# Any one use American Family Ins?



## Clapper&Company (Jan 4, 2005)

Any of you guys use American Family INS?

They gave us some pretty good prices for the GL and Auto.

Just wanted to see if any of you guys use them.


----------



## deicepro (Mar 24, 2009)

I have a $2 mil general liability with am fam and it costs me $568 per year. that includes a salt/ice control rider. no autos to spendy


----------



## wizardsr (Aug 8, 2006)

I have AmFam for everything but the work trucks and workers comp. Trucks are with State Farm for less than 1/2 of what AmFam quoted. I have a 4mil liability/inland marine package with them. Every piece of equipment is covered along with the liability policy for under $800. I can't say how good they are with claims for either liability or inland marine, as I've never had a claim.

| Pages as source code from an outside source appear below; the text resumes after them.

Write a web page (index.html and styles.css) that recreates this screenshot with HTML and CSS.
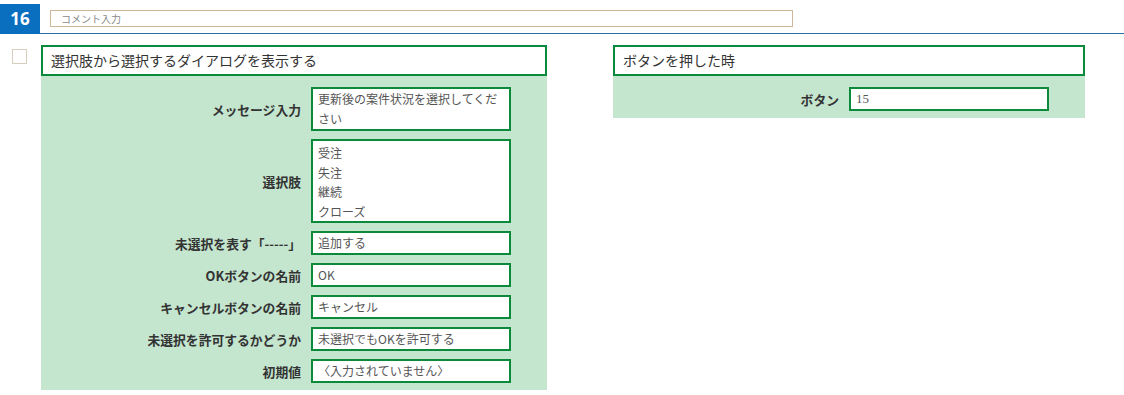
FILE: index.html
```html
<!DOCTYPE html>
<html lang="ja">
<head>
    <meta charset="UTF-8">
    <meta name="viewport" content="width=device-width, initial-scale=1.0">
    <title>ステップ 16</title>
    <link rel="stylesheet" href="styles.css">
</head>
<body>
    <div class="topbar">
        <div class="step-no">16</div>
        <div class="comment-area">
            <div class="comment-input">コメント入力</div>
        </div>
    </div>
    <div class="main">
        <div class="check"></div>
        <div class="panel panel-left">
            <div class="panel-title">選択肢から選択するダイアログを表示する</div>
            <div class="panel-body">
                <div class="row">
                    <div class="label">メッセージ入力</div>
                    <div class="field field-multi">更新後の案件状況を選択してください</div>
                </div>
                <div class="row">
                    <div class="label">選択肢</div>
                    <div class="field field-list">
                        <div>受注</div>
                        <div>失注</div>
                        <div>継続</div>
                        <div>クローズ</div>
                    </div>
                </div>
                <div class="row">
                    <div class="label">未選択を表す「-----」</div>
                    <div class="field">追加する</div>
                </div>
                <div class="row">
                    <div class="label">OKボタンの名前</div>
                    <div class="field">OK</div>
                </div>
                <div class="row">
                    <div class="label">キャンセルボタンの名前</div>
                    <div class="field">キャンセル</div>
                </div>
                <div class="row">
                    <div class="label">未選択を許可するかどうか</div>
                    <div class="field">未選択でもOKを許可する</div>
                </div>
                <div class="row">
                    <div class="label">初期値</div>
                    <div class="field">〈入力されていません〉</div>
                </div>
            </div>
        </div>
        <div class="panel panel-right">
            <div class="panel-title">ボタンを押した時</div>
            <div class="panel-body">
                <div class="row">
                    <div class="label">ボタン</div>
                    <div class="field field-num">15</div>
                </div>
            </div>
        </div>
    </div>
</body>
</html>
```

FILE: styles.css
```css
body {
    margin: 0;
    font-family: 'Noto Sans CJK JP', 'Noto Sans', sans-serif;
    background-color: #fff;
    color: #333;
}

.topbar {
    display: flex;
    align-items: flex-start;
    padding-top: 4px;
}

.step-no {
    width: 40px;
    height: 30px;
    background-color: #0b6fbf;
    color: #fff;
    font-family: 'Open Sans', 'Noto Sans', sans-serif;
    font-weight: bold;
    font-size: 17px;
    line-height: 30px;
    text-align: center;
}

.comment-area {
    flex: 1;
    height: 29px;
    border-bottom: 1px solid #2b6ea5;
}

.comment-input {
    margin: 6px 0 0 10px;
    width: 731px;
    height: 15px;
    padding-left: 10px;
    border: 1px solid #cdb89c;
    font-size: 10px;
    line-height: 15px;
    color: #8a8a8a;
}

.main {
    display: flex;
    align-items: flex-start;
    padding-top: 11px;
}

.check {
    width: 13px;
    height: 13px;
    margin: 4px 0 0 12px;
    border: 1px solid #d8ccbd;
}

.panel {
    display: flex;
    flex-direction: column;
}

.panel-left {
    width: 506px;
    margin-left: 14px;
}

.panel-right {
    width: 472px;
    margin-left: 66px;
}

.panel-title {
    height: 27px;
    border: 2px solid #0b8a3b;
    padding-left: 8px;
    font-size: 14px;
    line-height: 27px;
    color: #333;
    background-color: #fff;
}

.panel-body {
    display: flex;
    flex-direction: column;
    gap: 8px;
    padding: 11px 0 7px;
    background-color: #c4e5ce;
}

.row {
    display: flex;
    align-items: center;
}

.label {
    width: 270px;
    padding-right: 10px;
    box-sizing: border-box;
    text-align: right;
    font-size: 12.8px;
    font-weight: bold;
    color: #333;
}

.panel-right .label {
    width: 236px;
}

.field {
    width: 200px;
    height: 24px;
    box-sizing: border-box;
    border: 2px solid #0b8a3b;
    background-color: #fff;
    padding: 0 5px;
    font-size: 12px;
    line-height: 20px;
    color: #555;
}

.field-multi {
    height: 44px;
}

.field-list {
    height: 84px;
    padding-top: 2px;
    line-height: 19.7px;
}

.field-num {
    font-family: 'Liberation Serif', serif;
    font-size: 13px;
}
```
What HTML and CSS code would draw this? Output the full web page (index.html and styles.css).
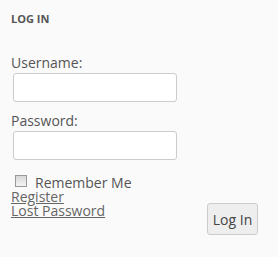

They're also quite reasonable on life insurance and homeowners, but I didn't care for them jerking me around on the hail damage on the house from the Spring 08 storm. Also have my 07 Expedition with them (cheaper with AmFam than State Farm on that truck), of course it was only a year old when it got nailed by hail last year, but they handled the $8k hail claim on it flawlessly (no problems with State Farm on the F350 hail claim either).


----------



## Clapper&Company (Jan 4, 2005)

Thanks for the input guys!


They worked me up a price for the GL and my equipment and the price is a real good one. There is a $500.00 Dect. So Im not going to be covered if one of my trimmers get stolen, but maybe i'll check into getting that lower. Then again I've never had anything stolen yet. 

The Auto was pretty good price too I though.


----------



## Shop's Lawn (Nov 9, 2008)

I use AM family for GL and auto. Auto does seem higher then others, I was acutally checking out others today for lower rates. My GL coverage for 1 mil with 2 mil umbrella is 650/year.


----------



## wizardsr (Aug 8, 2006)

Since my post above, I pulled my last vehicle (07 Expedition my wife drives) from American Family over to State Farm. Saving me $20/month on full coverage. Still get great service and prices from AmFam for GL, life, and homeowners though...


----------



## jomama45 (Dec 25, 2008)

Have any of you above looked into an insurance agency that brokers for multiple insurance companies? I was suprised many years ago when I looked into a local insurance broker & switched from State Farm. The agency I'm with now sells policies for 17 or 18 different companies & is far more competitive & comprehensive than State Farm ever was. A few things I recall:

- State Farm agent had me set-up at lower limits, had my work vehicles as personal to keep my rates lower, etc...
- The new agency has so many companies to choose from, they can hook you up with a co. that generally favors the type of business your in, which can make them very competitive.
- The new agency has policys (like Bonds) that I State Farm couldn't offer.
- The new agency is far more knowledgeable than State Farm was, I always get an accurate answer as soon as I ask.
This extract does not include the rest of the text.